Since that meeting, Earl K. Long Medical Center in Baton Rouge and W.O. Moss Medical Center in Lake Charles have each closed.

“Cerise asked Greenstein if he would allow LSU to draw federal funds to try to fix part of our problem and he replied, ‘Yes.’”

Among the concerns expressed by Cerise in an addendum to the meeting meetings which he addressed to Jenkins:

  • There is no commitment by DHH to mitigate the budget reduction while we work on the very complex Shreveport deal.

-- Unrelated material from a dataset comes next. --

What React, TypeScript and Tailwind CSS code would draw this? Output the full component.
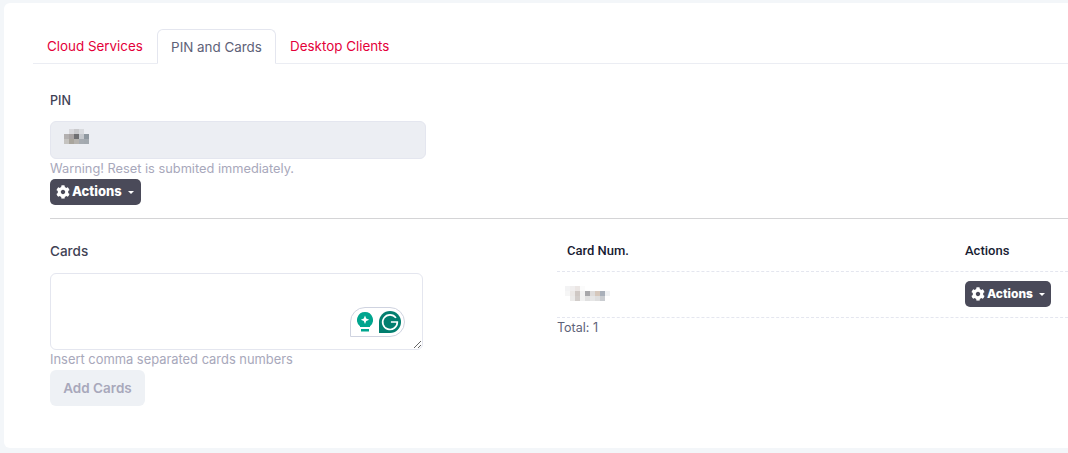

Therefore, if later in the year, we realize that w cannot close a Shreveport sale by year end, we will run a deficit which is against the law and grounds for removal of those causing the deficit;
  • There will be a significant community/political reaction to LSU assuming a competitive posture with a profit partner while receiving favorable Medicaid and uninsured financing from the state;
  • We could see a significant negative community reaction to a plan that sells the Shreveport hospital and spends a large amount of the proceeds on hospitals in south Louisiana. There are also local contractual relationships which might be adversely affected and objected to;
  • We need to be transparent with the legislature. If our plan is to spend as if we will complete a “joint venture” and secure funding later in the year, the board and the legislature need to realize that wer have no alternative solution if the plan fails later in this fiscal year. This will put Shreveport and New Orleans at risk as well as put LSU at risk of running a deficit;
  • The only certain way for LSU is to live within its newly assigned budget is to close multiple facilities now. If we do not do this, we are running the risk of delaying and creating an unmanageable budget crisis later in the year that will put Shreveport and New Orleans at risk. That risk includes others blaming LSU for not taking actions earlier.

“I am asking that you share this memo or at least the substance of it with the full board to ensure they are informed and that their direction to us that we delay definitive budgetary action until the end of August to better assess the likelihood of a Shreveport sale with a statewide distribution of the proceeds is clear and unambiguous,” Cerise said in his memorandum to Jenkins.

At the conclusion of the meeting, Jenkins called for the creation of a task force to include then-Commissioner of Administration Paul Rainwater, Greenstein, George, Yarborough, McCollister, Ballard, Mighty, Barish, Hollier, Cerise and Townsend.

But in a matter of weeks, Cerise and Townsend were gone.

And a year later, a blank contract was agreed to which allows Biomedical Research Foundation of Northwest Louisiana (BRF), an organization with no appreciable cash flow and no experience in running a hospital, to assume control of LSU Medical Center in Shreveport and E.A. Conway Medical in Monroe—facilities with combined revenues of about $400,000.

Moreover, BRF will receive all the facilities’ assets with the state getting the liabilities.